Matteo Messina Denaro, blitz: la donna col cognome pesante

Matteo Messina Denaro, blitz: la donna col cognome pesante

Si tratta di Laura Bonafede, 54 anni, figlia e moglie di riconosciuti boss mafiosi. I particolari

TRAPANI – È l’unica donna oggetto delle recenti perquisizioni condotte dalla squadra mobile di Trapani e dal Servizio centrale operativo (Sco), disposte dalla Direzione distrettuale antimafia di Palermo nell’ambito della ricerca di Matteo Messina Denaro, latitante dal 1993, capo della cosca di Castelvetrano e di Cosa nostra trapanese. Si tratta di Laura Bonafede, 54 anni, figlia e moglie di riconosciuti boss mafiosi, fino a venerdì scorso mai raggiunta da alcun provvedimento. Insospettabile però non lo è mai stata.

Un cognome pesante

Cognome pesante quello dei Bonafede. Leonardo, Nanai, suo padre, morto a 88 anni nel novembre dell’anno scorso, è stato capo della cosca di Campobello di Mazara, legato alla famiglia Messina Denaro ma anche con un rapporto di comparatico con Calogero Minore, a capo della famiglia mafiosa trapanese assieme a suo fratello Totò almeno fino ai primi anni ’80. I Minore vennero “posati” per ordine dei corleonesi. Totò Minore tentò di resistere e venne ucciso per ordine di Totò Riina nel novembre 1982, Calogero restò latitante per lungo tempo prima di essere arrestato e morire nel suo letto nei primi anni ’90.

Il legame con i corleonesi

Salvatore Gentile, 58 anni, ergastolano è il marito di Laura Bonafede. È in carcere dal 1996 con condanne all’ergastolo pronunciate a conclusione del maxi processo alla mafia trapanese denominato “Omega”. Non è al 41 bis e nel 2020 gli fu permesso di uscire dal carcere per partecipare al matrimonio della figlia. E sembra proprio che il legame più forte con Matteo Messina Denaro sia quello posseduto da Salvatore Gentile, uomo d’onore e killer durante la guerra di mafia che negli anni ’80 tolse di mezzo nel trapanese gli avversari dei corleonesi: killer anche durante la faida mafiosa alcamese, dove i nemici veniva sequestrati, uccisi e sciolti nell’acido. Salvatore Gentile faceva parte del gruppo dei fidati di Messina Denaro, l’operazione antimafia ‘Campus Belli’, condotta nel 2011 dai Carabinieri di Trapani e del Ros, ha permesso anche di mettere in evidenza il ruolo della moglie Laura che avrebbe portato fuori dal carcere gli ordini del marito e continuare a tenere in contatto suocero e genero, Nanai Bonafede da una parte e Salvatore Gentile dall’altra.

L’ombra della massoneria

Emerge da quella indagine anche il ruolo ancestrale della mafia campobellese. Laura fu intercettata anche a discutere col marito in carcere e col padre tornato libero, della decisione di un mafioso castelvetranese, il professore di educazione fisica Vito Signorello, ex mister della squadra calcistica Folgore, di separarsi dalla moglie e di avere una nuova relazione con un’altra donna. Decisione bocciata dai boss. Ma sulla famiglia Bonafede di Campobello di Mazara aleggia anche la possibile appartenenza di alcuni suoi affiliati alla massoneria. Il legame con I Minore pare servì proprio ai Bonafede di entrare nelle stanze della massoneria segreta, dove i borghesi incontravano i boss.

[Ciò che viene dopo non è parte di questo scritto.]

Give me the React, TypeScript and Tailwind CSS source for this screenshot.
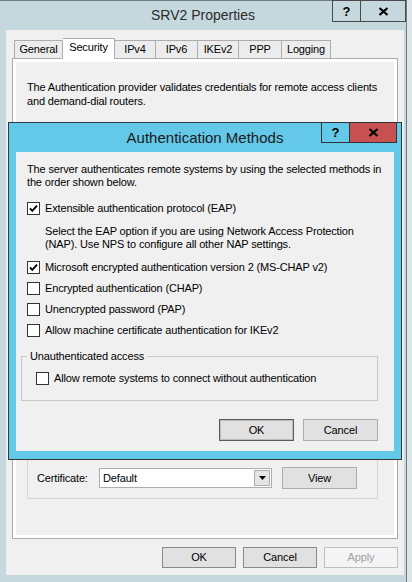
import React from "react";

const TABS = [
  { label: "General", w: "w-[49px] border-l" },
  { label: "Security", w: "w-[52px]", active: true },
  { label: "IPv4", w: "w-[41px]" },
  { label: "IPv6", w: "w-[42px]" },
  { label: "IKEv2", w: "w-[41px]" },
  { label: "PPP", w: "w-[43px]" },
  { label: "Logging", w: "w-[49px]" },
];

function CheckBox({ checked }: { checked?: boolean }) {
  return (
    <span className="w-[13px] h-[13px] border border-[#333333] bg-white flex items-center justify-center shrink-0">
      {checked && (
        <svg width="11" height="11" viewBox="0 0 11 11">
          <path d="M2 5.3 L4.3 7.8 L9 2.6" fill="none" stroke="#000" strokeWidth="1.9" />
        </svg>
      )}
    </span>
  );
}

function CheckRow({ label, checked }: { label: string; checked?: boolean }) {
  return (
    <div className="flex items-center gap-[5px] h-[21px]">
      <CheckBox checked={checked} />
      <span>{label}</span>
    </div>
  );
}

function CloseGlyph() {
  return (
    <svg width="11" height="9" viewBox="0 0 11 9">
      <path d="M1.5 1 L9.5 8 M9.5 1 L1.5 8" stroke="#000" strokeWidth="2.3" />
    </svg>
  );
}

export default function App() {
  return (
    <div className="w-[412px] h-[582px] bg-[#dce5e8] overflow-hidden font-['Liberation_Sans',Arial,sans-serif] text-[11px] leading-[13px] tracking-[-0.15px] text-black">
      <div className="relative w-[407px] h-full bg-[#c5d8de] border-t border-r border-[#6f7b80]">
        {/* title bar */}
        <div className="h-[29px] flex items-center justify-center text-[14px] tracking-normal text-[#2b2b2b]">
          SRV2 Properties
        </div>
        <div className="absolute top-[-1px] right-0 flex h-[22px]">
          <div className="w-[28px] border-l border-t border-b border-[#4a4a4a] flex items-center justify-center font-bold text-[13px]">
            ?
          </div>
          <div className="w-[46px] border border-[#4a4a4a] flex items-center justify-center">
            <CloseGlyph />
          </div>
        </div>

        {/* client */}
        <div className="ml-[6px] w-[398px] h-[545px] bg-[#f0f0f0] px-[6px] pt-[8px]">
          <div className="relative z-10 flex items-end h-[21px] -mb-px ml-[2px]">
            {TABS.map((t) =>
              t.active ? (
                <div
                  key={t.label}
                  className={`${t.w} h-[21px] bg-white border-t border-r border-[#acacac] flex items-center justify-center pb-[3px]`}
                >
                  {t.label}
                </div>
              ) : (
                <div
                  key={t.label}
                  className={`${t.w} h-[18px] mb-px bg-[#ececec] border-t border-r border-[#acacac] flex items-center justify-center`}
                >
                  {t.label}
                </div>
              )
            )}
          </div>
          <div className="h-[481px] border border-[#acacac] bg-white p-[3px]">
            <div className="h-full bg-[#f0f0f0] pl-[11px] pt-[18px] leading-[14px]">
              <p className="whitespace-nowrap">
                The Authentication provider validates credentials for remote access clients
                <br />
                and demand-dial routers.
              </p>
              <p className="mt-[11px] whitespace-nowrap">Authentication methods:</p>
              <div className="mt-[267px] w-[351px] h-[99px] border border-[#d5d5d5] flex flex-col justify-end pl-[9px] pb-[9px]">
                <div className="flex items-center h-[22px]">
                  <span className="w-[62px]">Certificate:</span>
                  <div className="w-[173px] h-[20px] border border-[#abadb3] bg-white flex items-center justify-between pl-[3px] pr-px">
                    <span>Default</span>
                    <span className="w-[16px] h-[16px] bg-[#e5e5e5] border border-[#acacac] flex items-center justify-center">
                      <svg width="7" height="4" viewBox="0 0 7 4">
                        <path d="M0 0 H7 L3.5 4 Z" fill="#000" />
                      </svg>
                    </span>
                  </div>
                  <button className="ml-[10px] w-[75px] h-[22px] bg-[#e1e1e1] border border-[#adadad] flex items-center justify-center">
                    View
                  </button>
                </div>
              </div>
            </div>
          </div>
          <div className="mt-[8px] flex justify-end gap-[7px]">
            <button className="w-[74px] h-[21px] bg-[#e1e1e1] border border-[#8a8a8a] flex items-center justify-center">
              OK
            </button>
            <button className="w-[74px] h-[21px] bg-[#e1e1e1] border border-[#8a8a8a] flex items-center justify-center">
              Cancel
            </button>
            <button className="w-[74px] h-[21px] bg-[#f4f4f4] border border-[#bfbfbf] text-[#a0a0a0] flex items-center justify-center">
              Apply
            </button>
          </div>
        </div>

        {/* Authentication Methods dialog */}
        <div className="absolute left-[8px] top-[121px] w-[394px] h-[338px] border border-[#2f3a3f] bg-[#64c8e8]">
          <div className="h-[29px] flex items-center justify-center text-[15px] tracking-normal text-[#1a1a1a]">
            Authentication Methods
          </div>
          <div className="absolute top-[-1px] right-[4px] flex h-[21px]">
            <div className="w-[28px] border-l border-t border-b border-[#333333] flex items-center justify-center font-bold text-[13px]">
              ?
            </div>
            <div className="w-[48px] bg-[#c75050] border border-[#333333] flex items-center justify-center">
              <CloseGlyph />
            </div>
          </div>
          <div className="ml-[7px] w-[378px] h-[299px] bg-[#f0f0f0] pt-[11px]">
            <div className="pl-[11px]">
              <p className="whitespace-nowrap">
                The server authenticates remote systems by using the selected methods in
                <br />
                the order shown below.
              </p>
              <div className="mt-[13px] flex items-center gap-[5px] h-[13px]">
                <CheckBox checked />
                <span>Extensible authentication protocol (EAP)</span>
              </div>
              <p className="mt-[10px] pl-[18px] whitespace-nowrap">
                Select the EAP option if you are using Network Access Protection
                <br />
                (NAP). Use NPS to configure all other NAP settings.
              </p>
              <div className="mt-[6px]">
                <CheckRow checked label="Microsoft encrypted authentication version 2 (MS-CHAP v2)" />
                <CheckRow label="Encrypted authentication (CHAP)" />
                <CheckRow label="Unencrypted password (PAP)" />
                <CheckRow label="Allow machine certificate authentication for IKEv2" />
              </div>
            </div>
            <fieldset className="mt-[9px] ml-[5px] w-[357px] border border-[#c8c8c8]">
              <legend className="ml-[5px] px-[3px] leading-[13px]">Unauthenticated access</legend>
              <div className="pl-[14px] pt-[9px] pb-[15px]">
                <div className="flex items-center gap-[5px] h-[13px]">
                  <CheckBox />
                  <span>Allow remote systems to connect without authentication</span>
                </div>
              </div>
            </fieldset>
            <div className="mt-[18px] pr-[16px] flex justify-end gap-[9px]">
              <button className="w-[75px] h-[22px] bg-[#e1e1e1] border border-[#5c5c5c] shadow-[inset_0_0_0_1px_#bcbcbc] flex items-center justify-center">
                OK
              </button>
              <button className="w-[75px] h-[22px] bg-[#e1e1e1] border border-[#adadad] flex items-center justify-center">
                Cancel
              </button>
            </div>
          </div>
        </div>
      </div>
    </div>
  );
}
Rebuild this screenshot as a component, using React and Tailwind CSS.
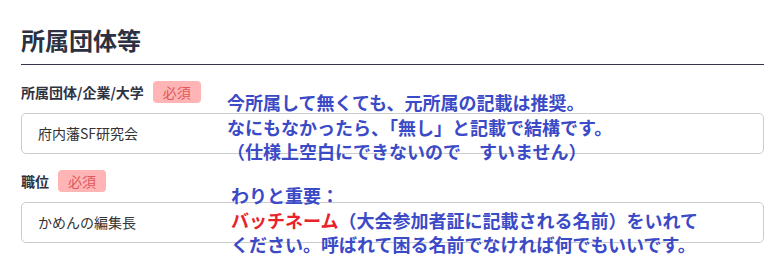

Rapporti con un poliziotto

Nanai Bonafede avrebbe goduto anche di rapporti privilegiati fin dentro le forze dell’ordine. Nell’operazione “Campus Belli” è emerso il rapporto con Giovanni Buracci, un poliziotto, deceduto durante le indagini, che lavorava all’ufficio “cifra” della prefettura di Trapani, un ufficio dal quale passavano i rapporti riservati e secretati. Perché la perquisizione dei giorni scorsi? Laura Bonafede è ritenuta dalla Procura antimafia di Palermo di aver agito per favorire la latitanza di Matteo Messina Denaro. Lei, per i rapporti in particolare tenuti dal marito con il capo di Cosa nostra trapanese, è sospettata di aver potuto far da tramite. Negli anni scorsi Laura Bonafede è rientrata in possesso di beni che erano stati confiscati a suo padre prima che questi morisse.